The National Agency for the Prohibition of Trafficking in Persons (NAPTIP) has dismantled a large-scale child trafficking and illegal adoption network operating between Benue State and the Federal Capital Territory, Abuja.
The agency said the operation, which extended to Nasarawa, Lagos, and Enugu States, led to the rescue of 26 trafficked children out of over 300 allegedly sold across several states for between ₦1 million and ₦3 million each.
NAPTIP’s Chief Press Officer, Vincent Adekoye, in a statement on Sunday, revealed that about 274 other children are still being traced as investigations continue to uncover the full extent of the syndicate’s activities.
A 60-year-old orphanage owner and founder of a prominent non-governmental organisation was arrested alongside three accomplices in a sting operation coordinated by NAPTIP’s Makurdi Command. The main suspect is said to be a leading member of the Orphanage Owners’ Umbrella Body in Nigeria and founder of the National Council of Child Rights Advocates of Nigeria.
According to NAPTIP, the syndicate operated under the guise of a humanitarian scheme known as the Back to School Project—a deceptive initiative used to lure families in crisis-ridden communities in Benue’s Guma Local Government Area into handing over their children for supposed educational sponsorship.
“Preliminary investigations revealed that the suspects exploited the vulnerability of displaced families in conflict-prone areas such as Daudu, Yelwata, and Ngban,” the agency said. “They convinced parents and community leaders that their children would receive free education and welfare support.”
Parents were reportedly made to sign consent forms or verbally agree to release their children, believing they would be reunited after three years.
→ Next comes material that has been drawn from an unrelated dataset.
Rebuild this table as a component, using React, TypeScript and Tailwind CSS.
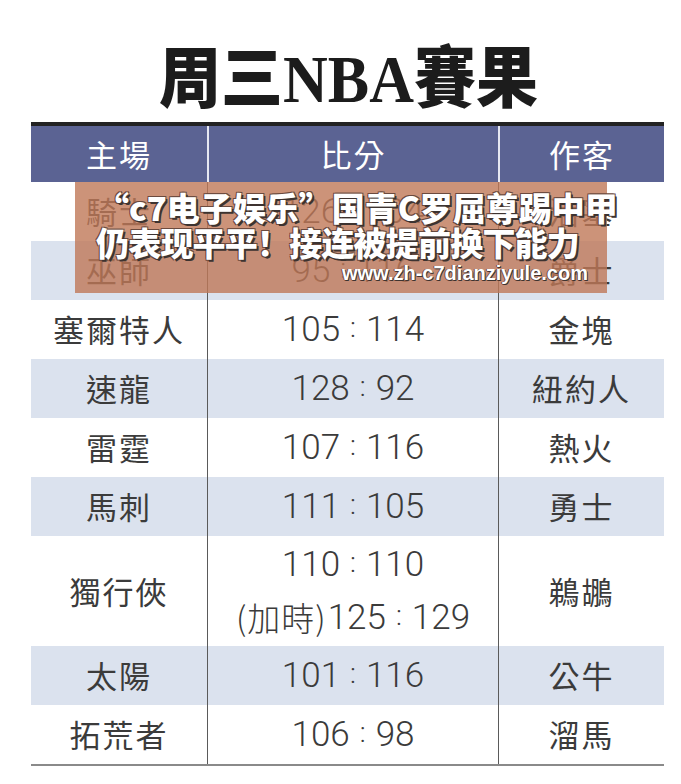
import React from 'react';

interface GameRow {
  home: string;
  away: string;
  scores: Array<[string, string, string?]>;
  tall?: boolean;
}

const games: GameRow[] = [
  { home: '騎士', away: '活塞', scores: [['126', '104']] },
  { home: '巫師', away: '爵士', scores: [['95', '116']] },
  { home: '塞爾特人', away: '金塊', scores: [['105', '114']] },
  { home: '速龍', away: '紐約人', scores: [['128', '92']] },
  { home: '雷霆', away: '熱火', scores: [['107', '116']] },
  { home: '馬刺', away: '勇士', scores: [['111', '105']] },
  { home: '獨行俠', away: '鵜鶘', scores: [['110', '110'], ['125', '129', '(加時)']], tall: true },
  { home: '太陽', away: '公牛', scores: [['101', '116']] },
  { home: '拓荒者', away: '溜馬', scores: [['106', '98']] },
];

const Score = ({ a, b, prefix }: { a: string; b: string; prefix?: string }) => (
  <div className="flex items-center justify-center leading-none">
    {prefix && (
      <span className="mr-[1px] text-[33px] tracking-[1px] font-['Noto_Sans_CJK_TC',sans-serif] font-light">{prefix}</span>
    )}
    <span>{a}</span>
    <span className="mx-[10px] text-[28px] relative -top-[2px]">:</span>
    <span>{b}</span>
  </div>
);

export default function App() {
  return (
    <div className="relative w-[681px] h-[784px] bg-white overflow-hidden">
      <div className="pl-[31px]">
        {/* Title */}
        <div className="w-[633px] h-[122px] pt-[46px] pl-[2px] text-center text-[62px] leading-none font-black text-[#1c1c1c] font-['Liberation_Serif','Noto_Sans_CJK_TC',serif]">
          <span className="inline-block scale-y-[1.08] origin-top">周三NBA賽果</span>
        </div>

        {/* Table */}
        <div className="w-[633px] border-t-4 border-[#222] border-b-2 border-b-[#8a8a8a] font-['Noto_Sans_CJK_TC',sans-serif]">
          <div className="grid grid-cols-[176px_291px_166px] h-[56px] bg-[#5b6393] text-white text-[31px]">
            <div className="flex items-center justify-center tracking-[2px]">主場</div>
            <div className="flex items-center justify-center border-l-2 border-[#e6e8f2] tracking-[2px]">比分</div>
            <div className="flex items-center justify-center border-l-2 border-[#e6e8f2] tracking-[2px]">作客</div>
          </div>

          {games.map((g, i) => (
            <div
              key={i}
              className={`grid grid-cols-[176px_291px_166px] text-[#3b3b3b] ${g.tall ? 'h-[110px]' : 'h-[59px]'} ${i % 2 === 1 ? 'bg-[#dbe2ee]' : 'bg-white'}`}
            >
              <div className="flex items-center justify-center text-[31px] tracking-[2px]">{g.home}</div>
              <div className="flex flex-col items-center justify-center gap-[18px] border-l border-[#5a5a5a] text-[35px] font-['Roboto','Noto_Sans_CJK_TC',sans-serif] font-light">
                {g.scores.map(([a, b, p], j) => (
                  <Score key={j} a={a} b={b} prefix={p} />
                ))}
              </div>
              <div className="flex items-center justify-center border-l border-[#5a5a5a] text-[31px] tracking-[2px]">{g.away}</div>
            </div>
          ))}
        </div>
      </div>

      {/* Watermark banner */}
      <div className="absolute left-[75px] top-[182px] w-[532px] h-[111px] bg-[#bf7858]/80" />
      <div className="absolute left-[96px] top-[190px] whitespace-nowrap text-white font-black font-['Noto_Sans_CJK_SC',sans-serif] [text-shadow:2px_2px_0_#3d3330,-1px_-1px_0_#6b4a3e,1px_-1px_0_#6b4a3e,-1px_1px_0_#6b4a3e]">
        <div className="text-[33px] leading-[35px] tracking-[0px]">“c7电子娱乐”国青C罗屈尊踢中甲</div>
        <div className="text-[33px] leading-[34px] tracking-[-0.8px]">仍表现平平！接连被提前换下能力</div>
      </div>
      <div className="absolute left-[342px] top-[263px] whitespace-nowrap text-white text-[20px] leading-none font-bold font-['Liberation_Sans',sans-serif] [text-shadow:1px_1px_0_#3d3330,-1px_0_0_#6b4a3e,0_1px_0_#6b4a3e]">
        www.zh-c7dianziyule.com
      </div>
    </div>
  );
}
Over 300 children, aged between one and thirteen, were subsequently trafficked to orphanages in Abuja and Nasarawa, where they were allegedly sold to couples under the guise of legal adoption.
NAPTIP added that the suspects altered the children’s identities and falsified birth records in collaboration with complicit officials to conceal their origins.
Four orphanages linked to the network—located in Kubwa, Kaigini, Masaka, and Mararaba areas of Abuja and Nasarawa—have since been sealed pending further investigation.
The case reportedly came to light on May 1, 2025, when a father petitioned NAPTIP, claiming that his four-year-old son had been handed over to an NGO by his mother-in-law without his consent.
The complaint triggered an extensive investigation that exposed a multi-state trafficking and illegal adoption network.
One complainant also alleged that he paid ₦2.8 million as an adoption fee and ₦100,000 as a consultancy charge to one of the syndicate’s members.
Describing the operation as “unbelievable and mind-boggling,” NAPTIP’s Director-General, Binta Bello, condemned the act as a national crisis demanding urgent government intervention.
“Our children are not commodities to be displayed in orphanages and sold to the highest bidders.
This must stop,” Bello said. She vowed that all suspects would face the full weight of the law.
Bello noted that the agency had earlier warned state ministries of women affairs about the illegal activities of some orphanage operators exploiting vulnerable families in conflict areas.
She also reiterated NAPTIP’s commitment to dismantling all fraudulent adoption networks across the country.
According to the United Nations Office on Drugs and Crime, Nigeria ranks among the top five source countries in Africa for trafficked children, while a 2023 joint report by UNICEF and NAPTIP estimated that thousands of children are trafficked annually through fake orphanages with the help of corrupt officials who forge adoption documents.